CoreVideo_GL_SetAttribute(M64P_GL_CONTEXT_PROFILE_MASK, M64P_GL_CONTEXT_PROFILE_CORE);

to

CoreVideo_GL_SetAttribute(M64P_GL_CONTEXT_PROFILE_MASK, M64P_GL_CONTEXT_PROFILE_ES);
Jj0YzL5nvJ commented 7 years ago

Currently there are a lot of regressions in Mesa with ATI / AMD hardware, so I downgraded some of my repositories (mesa, xorg, kernel) and uninstall all my custom builds and ...all the same, nothing happened ...except that VA-API now works for some strange reason. Now I can compare it with VDPAU.
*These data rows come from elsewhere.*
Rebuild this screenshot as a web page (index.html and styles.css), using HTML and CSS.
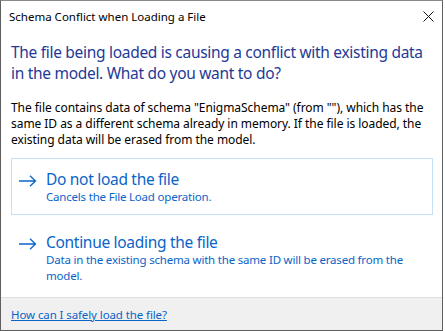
FILE: index.html
```html
<!DOCTYPE html>
<html>
<head>
<meta charset="utf-8">
<link rel="stylesheet" href="styles.css">
</head>
<body>
<div class="window">
  <div class="titlebar">
    <span class="title">Schema Conflict when Loading a File</span>
    <svg class="close" width="11" height="11" viewBox="0 0 11 11"><path d="M0.5 0.5 L10.5 10.5 M10.5 0.5 L0.5 10.5" stroke="#111" stroke-width="1" fill="none"/></svg>
  </div>
  <div class="content">
    <div class="instruction">The file being loaded is causing a conflict with existing data in the model. What do you want to do?</div>
    <div class="body">The file contains data of schema "EnigmaSchema" (from ""), which has the same ID as a different schema already in memory. If the file is loaded, the existing data will be erased from the model.</div>
    <div class="cmd cmd-focus">
      <svg class="arrow" width="18" height="12" viewBox="0 0 18 12"><path d="M0 6 H16.5 M11 0.7 L16.5 6 L11 11.3" stroke="#0a64c8" stroke-width="1.3" fill="none"/></svg>
      <div class="cmd-text">
        <div class="cmd-title">Do not load the file</div>
        <div class="cmd-sub">Cancels the File Load operation.</div>
      </div>
    </div>
    <div class="cmd cmd-second">
      <svg class="arrow" width="18" height="12" viewBox="0 0 18 12"><path d="M0 6 H16.5 M11 0.7 L16.5 6 L11 11.3" stroke="#0a64c8" stroke-width="1.3" fill="none"/></svg>
      <div class="cmd-text">
        <div class="cmd-title">Continue loading the file</div>
        <div class="cmd-sub">Data in the existing schema with the same ID will be erased from the model.</div>
      </div>
    </div>
  </div>
  <div class="footer">
    <a class="help" href="#">How can I safely load the file?</a>
  </div>
</div>
</body>
</html>
```
FILE: styles.css
```css
html, body {
  margin: 0;
  padding: 0;
  background: #ffffff;
}
.window {
  box-sizing: border-box;
  width: 443px;
  height: 331px;
  border: 1px solid #5f5f5f;
  border-top-color: #8a8a8a;
  display: flex;
  flex-direction: column;
  background: #ffffff;
  font-family: "Noto Sans", "Open Sans", sans-serif;
  color: #000;
}
.titlebar {
  height: 30px;
  display: flex;
  align-items: center;
  justify-content: space-between;
  padding: 0 8px 0 8px;
  flex: none;
}
.title {
  font-size: 11.5px;
  letter-spacing: 0;
  padding-top: 1px;
}
.close {
  display: block;
}
.content {
  flex: 1;
  padding: 11px 10px 0 10px;
}
.instruction {
  color: #1e3a96;
  font-size: 15.5px;
  line-height: 21px;
  letter-spacing: -0.3px;
}
.body {
  margin-top: 16px;
  font-size: 12px;
  line-height: 16px;
  letter-spacing: -0.05px;
}
.cmd {
  display: flex;
  align-items: flex-start;
  padding: 10px 10px 6px 7px;
  border: 1px solid transparent;
  color: #0a64c8;
}
.cmd-focus {
  margin-top: 10px;
  border-color: #c5e0f5;
  height: 39px;
  margin-right: -1px;
}
.cmd-second {
  margin-top: 6px;
}
.arrow {
  flex: none;
  margin-top: 6px;
  margin-right: 9px;
}
.cmd-title {
  font-size: 15.5px;
  line-height: 20px;
  letter-spacing: -0.3px;
}
.cmd-sub {
  font-size: 11.5px;
  line-height: 16px;
  letter-spacing: -0.2px;
}
.footer {
  flex: none;
  height: 32px;
  background: #f0f0f0;
  border-top: 1px solid #dfdfdf;
  display: flex;
  align-items: center;
  padding: 0 10px;
}
.help {
  color: #0a64c8;
  font-size: 11.5px;
  letter-spacing: -0.1px;
  text-decoration: underline;
}
```
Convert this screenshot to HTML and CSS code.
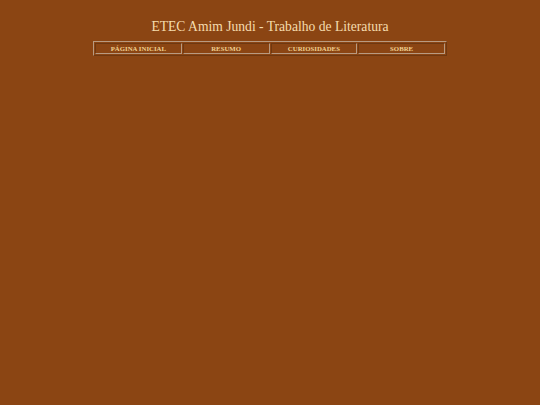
FILE: index.html
```html
<!DOCTYPE html>
<html lang="pt-BR">
<head>
<meta charset="utf-8">
<title>ETEC Amim Jundi - Trabalho de Literatura</title>
<link rel="stylesheet" href="styles.css">
</head>
<body>
<h1 class="title">ETEC Amim Jundi - Trabalho de Literatura</h1>
<nav class="menu">
  <a class="menu-item" href="#">PÁGINA INICIAL</a>
  <a class="menu-item" href="#">RESUMO</a>
  <a class="menu-item" href="#">CURIOSIDADES</a>
  <a class="menu-item" href="#">SOBRE</a>
</nav>
</body>
</html>
```
FILE: styles.css
```css
html, body {
  margin: 0;
  padding: 0;
  background: #8b4513;
  height: 100%;
}
body {
  font-family: "Liberation Serif", "Times New Roman", serif;
  color: #f5dcae;
}
.title {
  margin: 0;
  padding-top: 19px;
  font-size: 13.6px;
  font-weight: normal;
  line-height: 16px;
  text-align: center;
  color: #f5dcae;
}
.menu {
  display: flex;
  width: 350px;
  margin: 6px auto 0;
  padding: 1px;
  gap: 1px;
  border: 1px solid;
  border-color: #b89a80 #6e3810 #6e3810 #b89a80;
}
.menu-item {
  flex: 1;
  height: 9px;
  line-height: 9px;
  border: 1px solid;
  border-color: #6e3810 #b89a80 #b89a80 #6e3810;
  text-align: center;
  font-size: 6.8px;
  font-weight: bold;
  color: #f0d090;
  text-decoration: none;
}
```
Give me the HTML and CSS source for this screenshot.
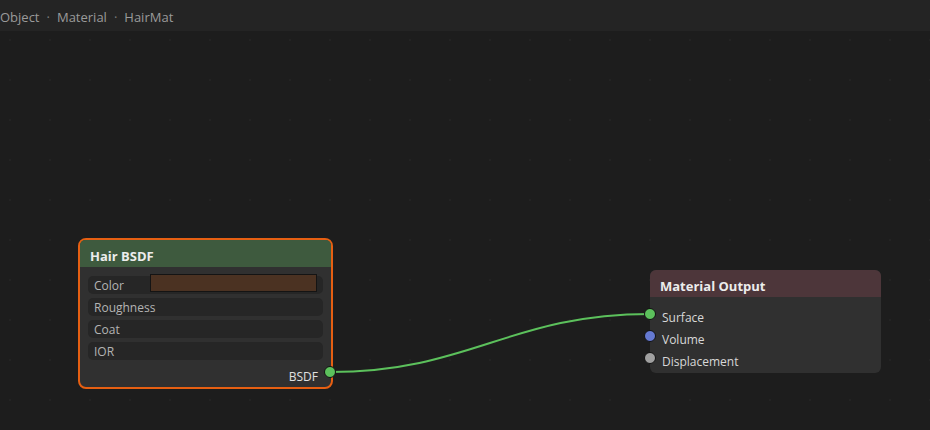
FILE: index.html
```html
<!DOCTYPE html>
<html lang="en">
<head>
    <meta charset="UTF-8">
    <title>Node Editor - HairMat</title>
    <link rel="stylesheet" href="styles.css">
</head>
<body>
    <div class="breadcrumb">
        <span>Object</span><span class="sep">·</span><span>Material</span><span class="sep">·</span><span>HairMat</span>
    </div>

    <div class="canvas">
        <svg class="wires" width="930" height="399" viewBox="0 0 930 399">
            <!-- BSDF -> Surface -->
            <path d="M330 341 C 470 341, 510 283, 650 283" fill="none" stroke="#5cc15c" stroke-width="2"/>
        </svg>

        <div class="node node-hair selected">
            <div class="node-header">Hair BSDF</div>
            <div class="node-body">
                <div class="field"><span>Color</span><span class="swatch"></span></div>
                <div class="field"><span>Roughness</span></div>
                <div class="field"><span>Coat</span></div>
                <div class="field"><span>IOR</span></div>
                <div class="output-row">
                    BSDF
                    <span class="socket socket-shader socket-out"></span>
                </div>
            </div>
        </div>

        <div class="node node-output">
            <div class="node-header">Material Output</div>
            <div class="node-body">
                <div class="input-row"><span class="socket socket-shader socket-in"></span>Surface</div>
                <div class="input-row"><span class="socket socket-volume socket-in"></span>Volume</div>
                <div class="input-row"><span class="socket socket-vector socket-in"></span>Displacement</div>
            </div>
        </div>
    </div>
</body>
</html>
```

FILE: styles.css
```css
* {
    margin: 0;
    padding: 0;
    box-sizing: border-box;
}

body {
    font-family: 'Open Sans', 'Noto Sans', sans-serif;
    background: #1d1d1d;
    color: #d8d8d8;
    width: 930px;
    height: 430px;
    overflow: hidden;
}

.breadcrumb {
    height: 31px;
    background: #242424;
    color: #9a9a9a;
    font-size: 13px;
    display: flex;
    gap: 7px;
    padding-top: 3px;
    line-height: 29px;
}

.breadcrumb .sep {
    color: #7a7a7a;
}

.canvas {
    position: relative;
    height: 399px;
    background-color: #1d1d1d;
    background-image: radial-gradient(circle, #232323 0.8px, transparent 1px);
    background-size: 40px 40px;
    background-position: -10px -11px;
}

.wires {
    position: absolute;
    left: 0;
    top: 0;
}

.node {
    position: absolute;
    background: #303030;
    border-radius: 6px;
}

.node-header {
    height: 27px;
    line-height: 27px;
    padding-top: 3px;
    padding-left: 10px;
    font-size: 13px;
    font-weight: 700;
    color: #ececec;
    border-radius: 6px 6px 0 0;
}

.node-hair {
    left: 78px;
    top: 207px;
    width: 255px;
    height: 151px;
    border: 2px solid #e65f12;
    border-radius: 8px;
}

.node-hair .node-header {
    background: #3e5a3e;
    border-radius: 5px 5px 0 0;
}

.node-hair .node-body {
    padding: 9px 8px 0 8px;
    display: flex;
    flex-direction: column;
    gap: 4px;
}

.field {
    height: 18px;
    background: #262626;
    border-radius: 5px;
    font-size: 12px;
    line-height: 18px;
    padding-top: 1px;
    color: #b4b4b4;
    padding-left: 6px;
    position: relative;
}

.swatch {
    position: absolute;
    left: 62px;
    top: -2px;
    width: 167px;
    height: 18px;
    background: #4b3222;
    border: 1px solid #141414;
}

.output-row {
    position: relative;
    height: 22px;
    margin-top: 2px;
    font-size: 12px;
    line-height: 22px;
    text-align: right;
    padding-right: 5px;
    color: #e0e0e0;
}

.node-output {
    left: 650px;
    top: 239px;
    width: 231px;
    height: 103px;
}

.node-output .node-header {
    background: #4d363a;
}

.node-output .node-body {
    padding-top: 9px;
}

.input-row {
    position: relative;
    height: 22px;
    line-height: 22px;
    padding-top: 1px;
    font-size: 12px;
    padding-left: 12px;
    color: #d8d8d8;
}

.socket {
    position: absolute;
    width: 12px;
    height: 12px;
    border-radius: 50%;
    border: 1px solid #111;
}

.socket-in {
    left: -6px;
    top: 2px;
}

.socket-out {
    right: -13px;
    top: 0;
}

.socket-shader {
    background: #5cc15c;
}

.socket-volume {
    background: #6579d1;
}

.socket-vector {
    background: #a0a0a0;
}
```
Thanks to the downgrade, I can now give you a less boring result, related to the forced OpenGL ES mode.

Before the downgrade:

gliden64.log [gles2GlideN64]: Error setting videomode 640x480

In the mupen64plus launch:

Input: Mupen64Plus SDL Input Plugin version 2.5.0 initialized.
(II) Setting video mode 640x480...
Core: Setting video mode: 640x480
Core Error: SDL_SetVideoMode failed: Could not create GL context: GLXBadFBConfig
Violación de segmento (`core' generado)

And not work...

After the downgrade:

Some warnings with GCC: https://0x0.st/Clt.txt

In the mupen64plus launch:

UI-Console Status: Cheat codes disabled.
UI-Console Error: dlopen('./mupen64plus-video-GLideN64-MOD-977fddf.so') failed: ./mupen64plus-video-GLideN64-MOD-977fddf.so: undefined symbol: png_set_longjmp_fn
UI-Console: using Video plugin: 'GLideN64' v2.0.0

And it works, lagged like the normal code and more glitchy, but works.

I can reproduce the "Core Error" by recompiling zlib and libpng in the current versions.

After the downgrade a new corona bug appeared in Perfect Dark, now the sun is always visible in LLE mode. perfect_dark-000

Current glxinfo: https://0x0.st/Clv.txt

AmbientMalice commented 7 years ago

After the downgrade a new corona bug appeared in Perfect Dark, now the sun is always visible in LLE mode.

That's normal behavior, AFAIK. Depth buffer stuff is pretty broken in LLE.

Jj0YzL5nvJ commented 7 years ago

That not happen with Mesa 17.3.0-devel, but I can't assure you that that version worked correctly at all. So, is only a mention with reference purposes (not bug report).